The interior of the chapel is approximately 7.7 metres (25 ft) square. In the centre is a square pier supporting four square rib vaults, with the heavy ribs leading to transverse arches, all stop-chamfered. In the north-west side is a Norman round-arched doorway. A small window is contemporary with the doorway. The corners of the chapel are orientated towards the cardinal points. The interior of the chapel contains a 12th-century groin vault, supported by a central column. Evidence uncovered during 20th century repairs to the chapel roof suggest that it may have been topped with a beacon at some time. The roof now bears a stone cross erected in 1873.
In 1957 a monumental slab of Purbeck stone was uncovered by ploughing in a field 400 metres (1,300 ft) NNE of the chapel. The slab, about 2 metres (6 ft 7 in) long and 0.75 metres (2 ft 6 in) wide at the head, was carved with a Celtic-style cross in relief. Below the slab was a grave containing the skeleton of a woman with arms crossed, placed within a row of upright stones. Eight pieces of iron, with traces of wood, were also found in the grave. The woman's age was estimated at 30 to 40 years, and the grave dated to the late 13th century. Nearby were the foundations of a building 2 metres (6 ft 7 in) square. The slab is now in the porch of St Nicholas' Church, Worth Matravers.
The chapel first appears in written records during the reign of King Henry III when it, and the chapel of St Mary in Corfe Castle, were served by a chaplain, paid 50 shillings a year by the County Sheriff on behalf of the Crown. In 1291 the parish of the chapel of St Aldhelm was rated at 20 shillings for tax. In 1428 the parish was again assessed at 20 shillings, but was described as having no inhabitants. The sale of the nearby Manor of Renscombe in 1557 or 1558 included the advowson of the chapel of Renscombe. This may have been St Aldhelm's Chapel, as a map of 1737 shows the headland and chapel (marked as "St Abbon's chapel") as part of the manor. In 1625 the chapel was described by surveyor Thomas Gerard as serving as a sea-marke. The central column of the chapel bears dates and initials from the 17th century, indicating that it was still visited, although falling into disrepair. A hole in this column appears to have been used by young girls to make wishes, by dropping pins or hairpins into it.
The chapel appears to have gone out of use some time before 1625. By 1797 the roof of the chapel was described as being partly fallen in. In 1800 William Morton Pitt, the owner of Encombe, a neighbouring farm, became interested in repairing the chapel, and may have carried out minor repairs. He sold Encombe in 1807 to the 1st Earl of Eldon (1751–1838) who also purchased Renscombe in 1811. By this time the chapel roof was described as being overgrown in grass, and with parts of the groins collapsed. Eldon ordered the repair of the groins, but it appears that no major repairs were carried out. Repairs were carried out by local landowners during the 19th century, and the chapel was reopened for church services in 1874.

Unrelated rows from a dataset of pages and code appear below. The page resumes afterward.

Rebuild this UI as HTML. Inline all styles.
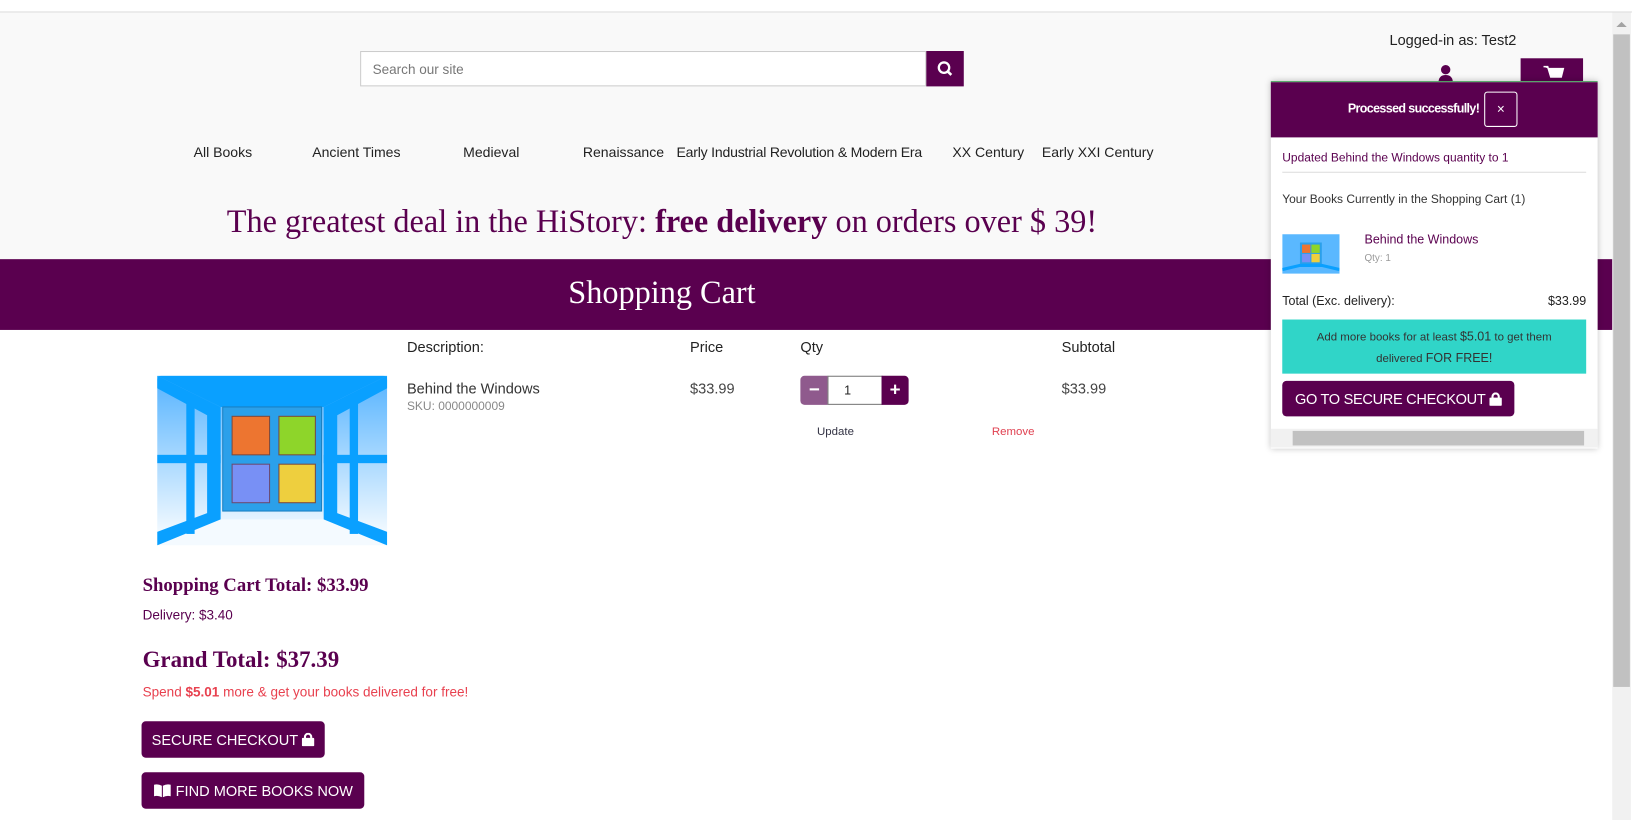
<!DOCTYPE html>
<html><head><style>
*{box-sizing:border-box;margin:0;padding:0}
body{width:1632px;height:820px;background:#fff;font-family:"Liberation Sans",sans-serif;overflow:hidden;color:#222}
#w{position:absolute;left:0;top:0;width:1568px;height:788px;transform:scale(1.0408);transform-origin:0 0}
.a{position:absolute}
.p{background:#5a004f}
.serif{font-family:"Liberation Serif",serif}
.btn{position:absolute;background:#5a004f;color:#fff;border-radius:4px;font-size:14px;display:flex;align-items:center;justify-content:center}
</style></head><body><div id="w">
<div class="a" style="left:0;top:0;width:1568px;height:12px;background:#fff;border-bottom:1px solid #ddd"></div>
<div class="a" style="left:0;top:12px;width:1549px;height:237px;background:#f9f9f9"></div>
<div class="a" style="left:1549px;top:12px;width:18px;height:776px;background:#f1f1f1"></div>
<div class="a" style="left:1550px;top:33px;width:16px;height:627px;background:#c1c1c1"></div>
<div class="a" style="left:1553px;top:21px;width:0;height:0;border-left:5px solid transparent;border-right:5px solid transparent;border-bottom:5px solid #a3a3a3"></div>

<div class="a" style="left:346px;top:49px;width:544px;height:34px;background:#fff;border:1px solid #ccc;font-size:13px;color:#777;padding:9px 11px">Search our site</div>
<div class="a p" style="left:890px;top:49px;width:36px;height:34px"><svg width="36" height="34"><circle cx="17" cy="16" r="5" fill="none" stroke="#fff" stroke-width="2.2"/><line x1="20.5" y1="19.5" x2="24" y2="23" stroke="#fff" stroke-width="2.5"/></svg></div>
<div class="a" style="left:1335px;top:30px;font-size:14px;color:#222">Logged-in as: Test2</div>
<svg class="a" style="left:1380px;top:62px" width="18" height="18"><circle cx="9" cy="5" r="4.5" fill="#5a004f"/><path d="M2 18 Q2 10 9 10 Q16 10 16 18Z" fill="#5a004f"/></svg>
<div class="a p" style="left:1461px;top:56px;width:60px;height:22px"><svg width="60" height="22"><path d="M22 8 L26 8 L29 18 L39 18 L41 10 L27 10" fill="#fff" stroke="#fff" stroke-width="1.5"/></svg></div>

<div class="a" style="top:139px;left:0;font-size:13.5px;color:#222;white-space:nowrap">
<span class="a" style="left:186px">All Books</span><span class="a" style="left:300px">Ancient Times</span><span class="a" style="left:445px">Medieval</span><span class="a" style="left:560px">Renaissance</span><span class="a" style="left:650px;letter-spacing:-.2px">Early Industrial Revolution &amp; Modern Era</span><span class="a" style="left:915px">XX Century</span><span class="a" style="left:1001px">Early XXI Century</span></div>
<div class="a serif" style="left:0;width:1272px;top:195px;text-align:center;font-size:31px;color:#5a004f">The greatest deal in the HiStory: <b>free delivery</b> on orders over $ 39!</div>
<div class="a p" style="left:0;top:249px;width:1549px;height:68px"></div>
<div class="a serif" style="left:0;width:1272px;top:263px;text-align:center;font-size:31px;color:#fff">Shopping Cart</div>

<div class="a" style="left:391px;top:325px;font-size:14px">Description:</div>
<div class="a" style="left:663px;top:325px;font-size:14px">Price</div>
<div class="a" style="left:769px;top:325px;font-size:14px">Qty</div>
<div class="a" style="left:1020px;top:325px;font-size:14px">Subtotal</div>

<svg class="a" style="left:151px;top:361px" width="221" height="163">
<defs><linearGradient id="g" x1="0" y1="0" x2="0" y2="1"><stop offset="0" stop-color="#55b3ff"/><stop offset="1" stop-color="#fff"/></linearGradient></defs>
<rect width="221" height="163" rx="4" fill="url(#g)"/>
<path d="M0 0 H221 L160 30 H61 Z" fill="#0aa0ff"/>
<path d="M0 163 L61 138 H160 L221 163 Z" fill="#f4faff"/>
<path d="M0 0 L61 30 V138 L0 163 V150 L48 132 V38 L0 12Z" fill="#0aa0ff"/>
<path d="M221 0 L160 30 V138 L221 163 V150 L173 132 V38 L221 12Z" fill="#0aa0ff"/>
<rect x="28" y="18" width="8" height="134" fill="#0aa0ff"/><rect x="185" y="18" width="8" height="134" fill="#0aa0ff"/>
<rect x="0" y="76" width="61" height="8" fill="#0aa0ff"/><rect x="160" y="76" width="61" height="8" fill="#0aa0ff"/>
<rect x="63" y="30" width="95" height="100" fill="#2ba0ea" stroke="#1a7fc0"/>
<rect x="72" y="39" width="36" height="37" fill="#ed7530" stroke="#7a4a40"/><rect x="117" y="39" width="35" height="37" fill="#8ed52a" stroke="#7a4a40"/>
<rect x="72" y="85" width="36" height="37" fill="#7890f5" stroke="#6a4a70"/><rect x="117" y="85" width="35" height="37" fill="#eecf3e" stroke="#7a4a40"/>
</svg>

<div class="a" style="left:391px;top:365px;font-size:14px;color:#333">Behind the Windows</div>
<div class="a" style="left:391px;top:385px;font-size:11.5px;color:#888">SKU: 0000000009</div>
<div class="a" style="left:663px;top:365px;font-size:14px;color:#444">$33.99</div>
<div class="a" style="left:1020px;top:365px;font-size:14px;color:#444">$33.99</div>
<div class="a" style="left:769px;top:361px;width:27px;height:28px;background:#8f5a8d;border-radius:4px 0 0 4px;color:#fff;text-align:center;font-size:18px;line-height:26px;font-weight:bold">−</div>
<div class="a" style="left:795px;top:361px;width:53px;height:28px;border:1px solid #777;background:#fff;font-size:12px;line-height:26px;padding-left:15px">1</div>
<div class="a p" style="left:847px;top:361px;width:26px;height:28px;border-radius:0 4px 4px 0;color:#fff;text-align:center;font-size:18px;line-height:26px;font-weight:bold">+</div>
<div class="a" style="left:785px;top:409px;font-size:11px;color:#334">Update</div>
<div class="a" style="left:953px;top:409px;font-size:11px;color:#e04050">Remove</div>

<div class="a serif" style="left:137px;top:552px;font-size:18px;font-weight:bold;color:#5a004f">Shopping Cart Total: $33.99</div>
<div class="a" style="left:137px;top:583px;font-size:13px;color:#5a004f">Delivery: $3.40</div>
<div class="a serif" style="left:137px;top:621px;font-size:22px;font-weight:bold;color:#5a004f">Grand Total: $37.39</div>
<div class="a" style="left:137px;top:657px;font-size:13px;color:#e8414f">Spend <b>$5.01</b> more &amp; get your books delivered for free!</div>
<div class="btn" style="left:136px;top:693px;width:176px;height:35px">SECURE CHECKOUT&nbsp;<svg width="12" height="13"><rect x="0" y="5" width="12" height="8" rx="1" fill="#fff"/><path d="M3 6 V4 a3 3 0 0 1 6 0 V6" fill="none" stroke="#fff" stroke-width="2"/></svg></div>
<div class="btn" style="left:136px;top:742px;width:214px;height:35px"><svg width="18" height="13"><path d="M1 1 Q5 0 8.5 2 V13 Q5 11 1 12Z M17 1 Q13 0 9.5 2 V13 Q13 11 17 12Z" fill="#fff"/></svg>&nbsp;FIND MORE BOOKS NOW</div>

<div class="a" style="left:1221px;top:78px;width:314px;height:353px;background:#fff;box-shadow:0 0 6px rgba(0,0,0,.25);border-top:1px solid #3a9a50">
 <div class="p" style="height:53px;position:relative"><div class="a" style="left:74px;top:18px;color:#fff;font-size:12px;font-weight:bold;letter-spacing:-.6px">Processed successfully!</div>
 <div class="a" style="left:205px;top:9px;width:32px;height:34px;border:1px solid #fff;border-radius:3px;color:#fff;font-size:13px;text-align:center;line-height:32px">×</div></div>
 <div class="a" style="left:11px;top:67px;font-size:11.5px;color:#5a004f">Updated Behind the Windows quantity to 1</div>
 <div class="a" style="left:11px;top:86px;width:292px;height:1px;background:#ddd"></div>
 <div class="a" style="left:11px;top:107px;font-size:11.5px;color:#333">Your Books Currently in the Shopping Cart (1)</div>
 <svg class="a" style="left:11px;top:146px" width="55" height="38"><rect width="55" height="38" fill="#5ab8ff"/><rect x="17" y="8" width="21" height="22" fill="#2ba0ea"/><rect x="19" y="10" width="8" height="8" fill="#ed7530"/><rect x="28" y="10" width="8" height="8" fill="#8ed52a"/><rect x="19" y="19" width="8" height="8" fill="#7890f5"/><rect x="28" y="19" width="8" height="8" fill="#eecf3e"/><path d="M0 34 L17 30 H38 L55 34" stroke="#0aa0ff" stroke-width="3" fill="none"/></svg>
 <div class="a" style="left:90px;top:144px;font-size:12px;color:#5a004f">Behind the Windows</div>
 <div class="a" style="left:90px;top:164px;font-size:9.5px;color:#999">Qty: 1</div>
 <div class="a" style="left:11px;top:203px;font-size:12px;color:#222">Total (Exc. delivery):</div>
 <div class="a" style="right:11px;top:203px;font-size:12px;color:#222">$33.99</div>
 <div class="a" style="left:11px;top:228px;width:292px;height:52px;background:#30d5c8;text-align:center;font-size:11px;line-height:20px;padding-top:6px;color:#333">Add more books for at least <span style="font-size:12px">$5.01</span> to get them<br>delivered <span style="font-size:12px">FOR FREE!</span></div>
 <div class="btn" style="left:11px;top:287px;width:223px;height:34px;font-size:14px;letter-spacing:-.3px">GO TO SECURE CHECKOUT&nbsp;<svg width="12" height="13"><rect x="0" y="5" width="12" height="8" rx="1" fill="#fff"/><path d="M3 6 V4 a3 3 0 0 1 6 0 V6" fill="none" stroke="#fff" stroke-width="2"/></svg></div>
 <div class="a" style="left:0;top:333px;width:314px;height:18px;background:#f1f1f1"></div>
 <div class="a" style="left:21px;top:335px;width:280px;height:14px;background:#c1c1c1"></div>
</div>
</div></body></html>
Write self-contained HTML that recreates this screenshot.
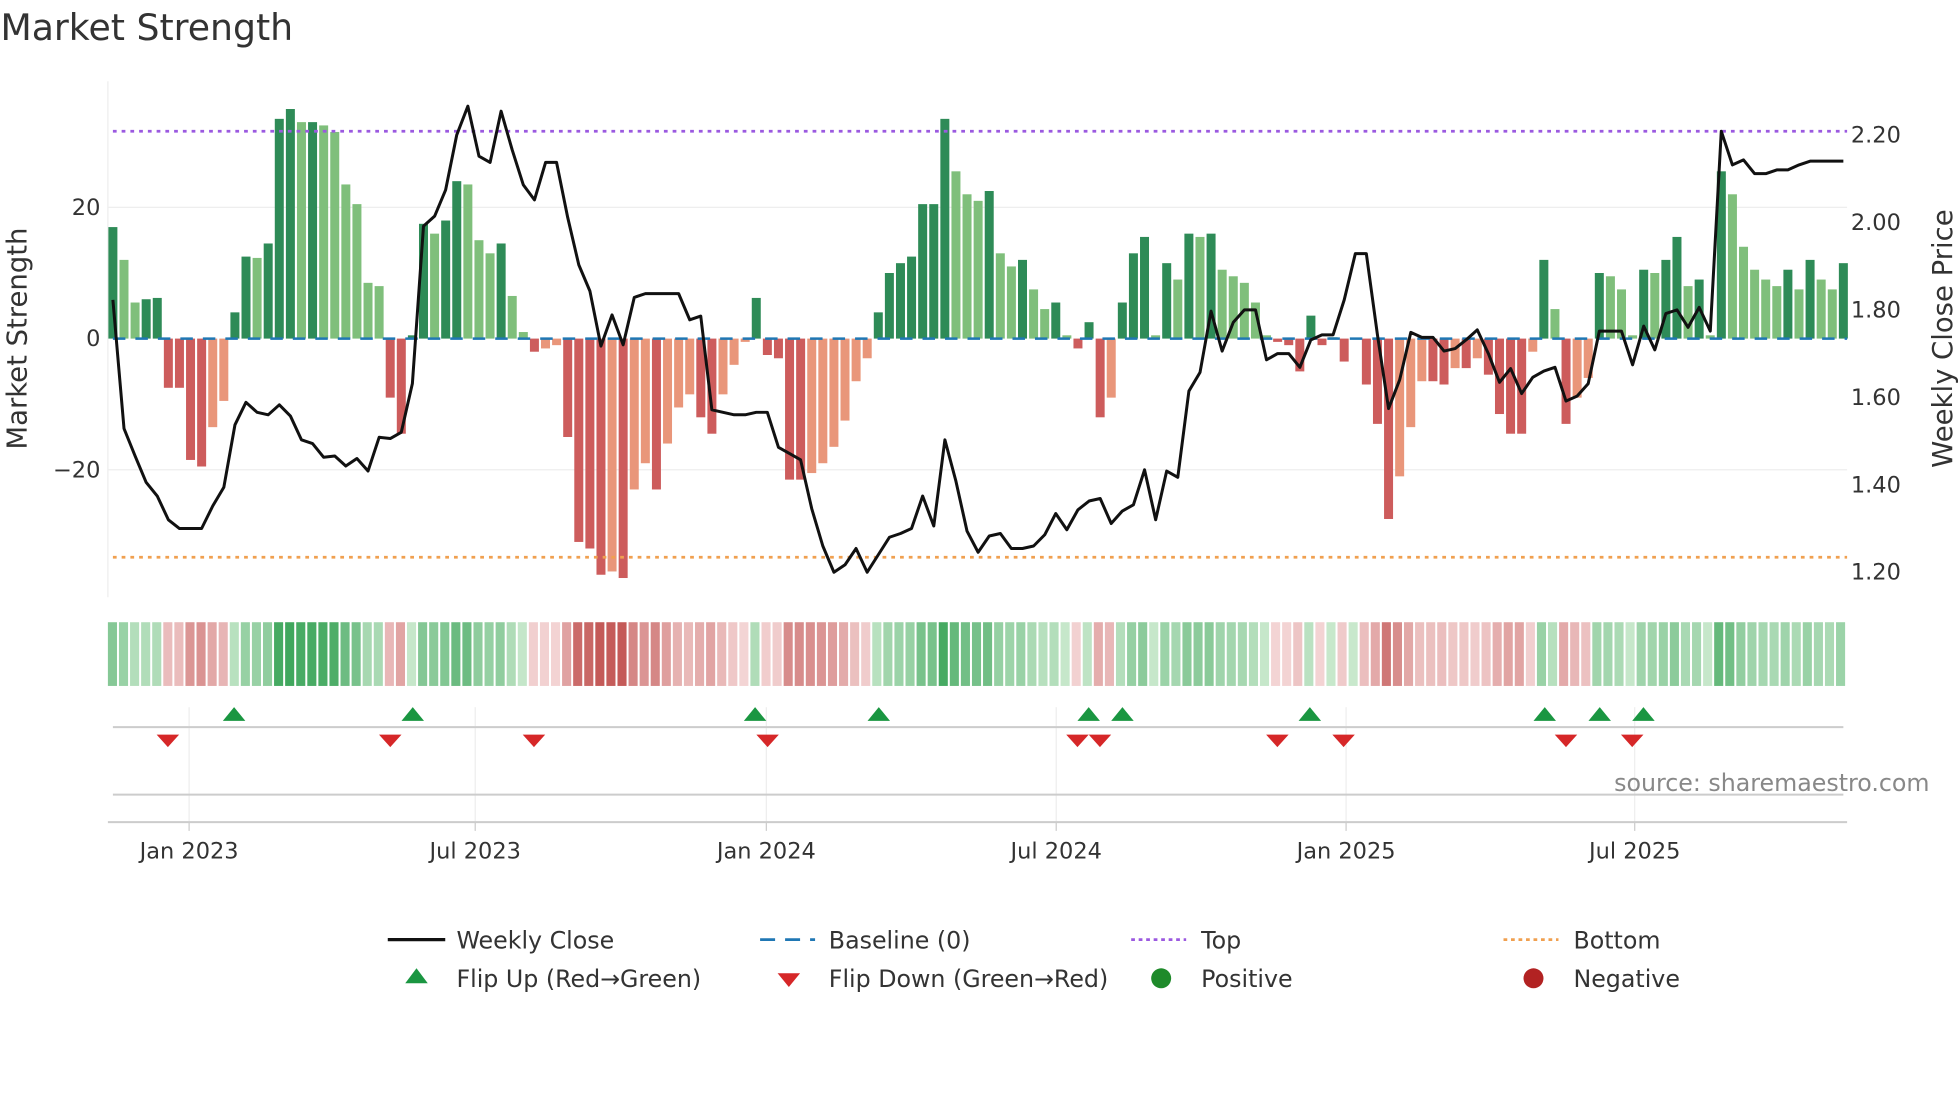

Articles by the Reverend John Austin in 1858 and H.J. Moule in 1893 describe Whit Thursday festivities at the chapel; a procession by the villagers of Worth Matravers to the Head accompanied by music, followed by the dressing of the chapel with flags and flowers, and dancing. Moule mentions further processions and dances on Worth Fair Day and Club Day. It appears that at this time the chapel was being used as a store for the coastguards.
By 1873 the chapel had been reconstructed, the cost being borne by the 3rd Earl of Eldon (1845–1926), who also presented the baptismal font. A service was held on 18 July 1874 to commemorate the reopening, at which Alfred Gibson, son of the chief boatman of the coastguards, was baptised. The chapel was used for regular services on Sunday evenings. During the late 19th and early 20th centuries regular weekly services were held, attended by coastguards and their families who lived in nearby cottages. The neighbouring Renscombe Farm was used for radar research during the Second World War, and the chapel was used infrequently.
By the 1930s the interior of the chapel had become extremely damp, and because of this an organ used for the services had to be stored elsewhere when not required. Services at this time appear to have been held fortnightly, and at Rogationtide. The chapel had at some point to be secured by a gate and fence to prevent cows from entering. This was removed in 1963.
In November 1965 the chapel was given by the Encombe Estate to Worth Matravers Parochial Church Council. The Council carried out repairs, funded in part by voluntary donations. In 2000 the surrounding earthworks, described as an Early Christian enclosure, were designated as a Scheduled Monument.
In 2005, as part of the celebrations of the 1300th anniversary of the consecration of St. Aldhelm as Bishop of Sherborne, a new altar table was made from stone from St Aldhelm's quarry. This was consecrated on 4 June 2005 by Rowan Williams, Archbishop of Canterbury.